Disinilah nasionalisme sebagai perwujudan wawasan kebangsaan sangat diperlukan.. Apabila dewasa ini banyak tokoh melontarkan pentingnya nasionalisme, karena hal ini merupakan refleksi dari keprihatinan dan kewaspadaan terhadap bahaya disintegrasi maupun tergoncangnya persatuan nasional kita. Apalagi menurut Dr. Hertz dalam bukunya yang berjudul Nationality in History and Politics mengemukakan empat unsur nasionalisme, yaitu:.
Hasrat untuk mencapai kesatuan, Hasrat untuk mencapai kemerdekaan., Hasrat untuk mencapai keaslian, Hasrat untuk mencapai kehormatan bangsa.
Dari pengertian ini sudah jelas bahwa masyarakat Indonesia masih jauh dari nilai-nilai nasionalisme. Kemudian, bagaimana mewujudkannya? Apa dengan perang?.
Untuk menjawab permasalahan di atas, maka yang harus dilaksanakan oleh pemerintah dan rakyat Indonesia adalah intropeksi diri dengan melihat pada sejarah perjuangan Indonesia, dan sekaligus menjadikannya panutan sebagai tolak ukur untuk Indonesia selanjutnya, menjadi mawas diri untuk menghadapi permasalahan bangsa yang akan datang dan terciptanya nasionalisme yang utuh.
Intropeksi diri dapat direalisasikan melalui peningkatan fungsi dan peran pemimpin, eksekutif, legislatif, yudikatif, pelaksana, sarana, ilmu pengetahuan, manajemen, teknologi, dalam hal kualitas, profesionalisme, kehandalan, kecerdasan, karakter, dan sebagainya, dengan menanamkan semangat Pancasila dan Bhinneka Tunggal Ika, Tan Hana Dharma Mangrwa-biarpun kita berbeda-beda, sesungguhnya kita satu, tiada kewajiban mendua.
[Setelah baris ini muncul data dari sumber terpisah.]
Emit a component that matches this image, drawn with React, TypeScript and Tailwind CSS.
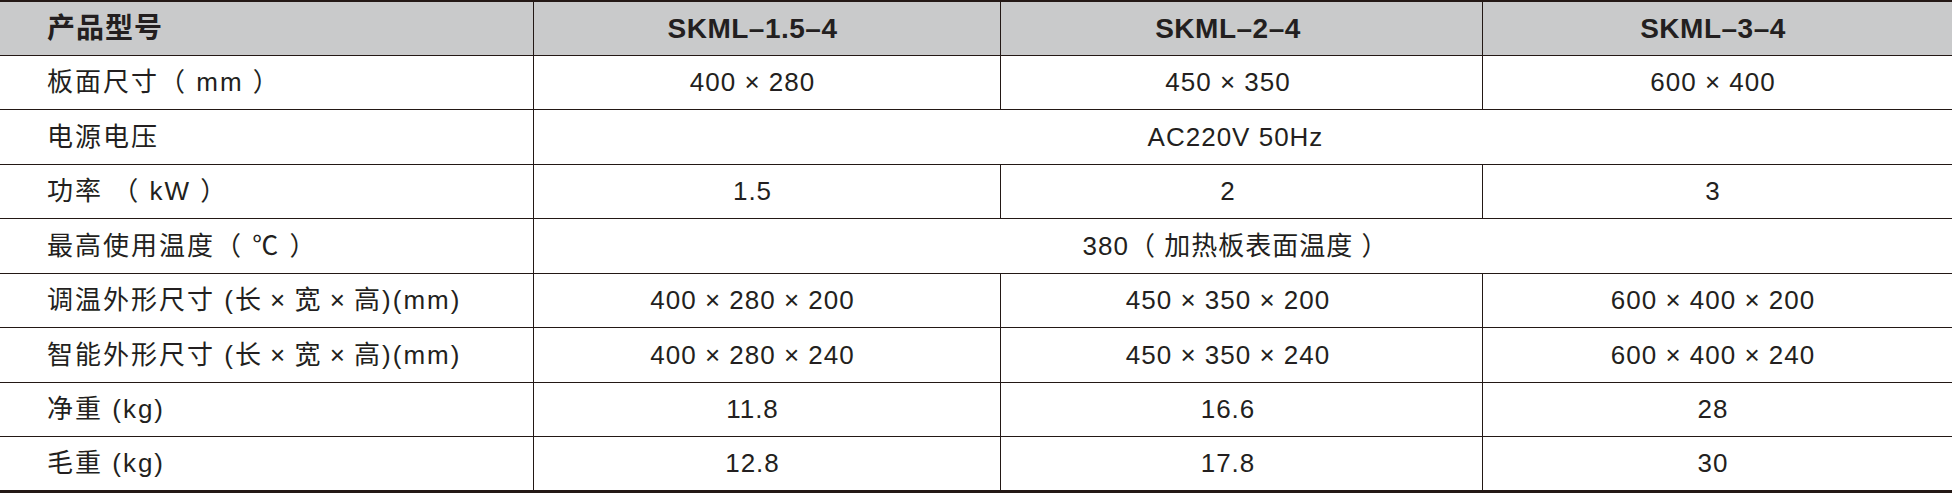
import React from 'react'

type Row = {
  label: string
  values?: string[]
  span?: string
}

const rows: Row[] = [
  { label: '板面尺寸（ mm ）', values: ['400 × 280', '450 × 350', '600 × 400'] },
  { label: '电源电压', span: 'AC220V 50Hz' },
  { label: '功率 （ kW ）', values: ['1.5', '2', '3'] },
  { label: '最高使用温度（ ℃ ）', span: '380（ 加热板表面温度 ）' },
  {
    label: '调温外形尺寸 (长\u2009×\u2009宽\u2009×\u2009高)(mm)',
    values: ['400 × 280 × 200', '450 × 350 × 200', '600 × 400 × 200'],
  },
  {
    label: '智能外形尺寸 (长\u2009×\u2009宽\u2009×\u2009高)(mm)',
    values: ['400 × 280 × 240', '450 × 350 × 240', '600 × 400 × 240'],
  },
  { label: '净重 (kg)', values: ['11.8', '16.6', '28'] },
  { label: '毛重 (kg)', values: ['12.8', '17.8', '30'] },
]

const models = ['SKML–1.5–4', 'SKML–2–4', 'SKML–3–4']

// pr per column so the text sits where the print put it
const colPad = ['pr-[29px]', 'pr-[27px]', 'pr-[9px]']

export default function App() {
  return (
    <div
      className="w-[1952px] h-[493px] bg-white text-[#231f20] overflow-hidden"
      style={{ fontFamily: '"Liberation Sans", "Noto Sans CJK SC", sans-serif' }}
    >
      <div className="border-t-2 border-b-[3px] border-[#231815] grid grid-cols-[534px_467px_482px_1fr]">
        {/* header */}
        <div className="h-[54px] border-b border-r border-[#231815] bg-[#c9cacb] flex items-center pl-[47px] text-[28px] font-bold tracking-[1px]">
          产品型号
        </div>
        {models.map((m, i) => (
          <div
            key={m}
            className={`h-[54px] border-b border-[#231815] bg-[#c9cacb] flex items-center justify-center text-[28px] font-bold tracking-[0.5px] ${
              i < 2 ? 'border-r' : ''
            } ${colPad[i]}`}
          >
            {m}
          </div>
        ))}

        {rows.map((r, idx) => {
          const last = idx === rows.length - 1
          const h = last ? 'h-[53px]' : idx % 2 === 0 ? 'h-[54px]' : 'h-[55px]'
          const bb = last ? '' : 'border-b'
          return (
            <React.Fragment key={r.label}>
              <div
                className={`${h} ${bb} border-r border-[#231815] flex items-center pl-[47px] text-[26px] tracking-[2px]`}
              >
                {r.label}
              </div>
              {r.span ? (
                <div
                  className={`${h} ${bb} col-span-3 border-[#231815] flex items-center justify-center text-[26px] tracking-[1px] pr-[15px]`}
                >
                  {r.span}
                </div>
              ) : (
                r.values!.map((v, i) => (
                  <div
                    key={i}
                    className={`${h} ${bb} border-[#231815] flex items-center justify-center text-[26px] tracking-[1px] ${
                      i < 2 ? 'border-r' : ''
                    } ${colPad[i]}`}
                  >
                    {v}
                  </div>
                ))
              )}
            </React.Fragment>
          )
        })}
      </div>
    </div>
  )
}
Itulah tantangan besar sekaligus tuntutan peran pemerintah dan seluruh rakyat Indonesia, agar bisa membangun peradaban baru dalam sebuah Indonesia Baru, dengan mensinergikan segala kekuatan bangsa untuk melawan bentuk penjajahan baru, penjajahan global dalam semua aspek: politik, ekonomi dan kebudayaan. Jadikanlah tahun 2009 ini sebagai momentum intropeksi nasionalisme dengan mengaktualisasikan ‘Tri Sakti Jiwa Proklamasi’: “berdaulat dibidang politik, mandiri dibidang ekonomi, dan berkepribadian nasional Indonesia”.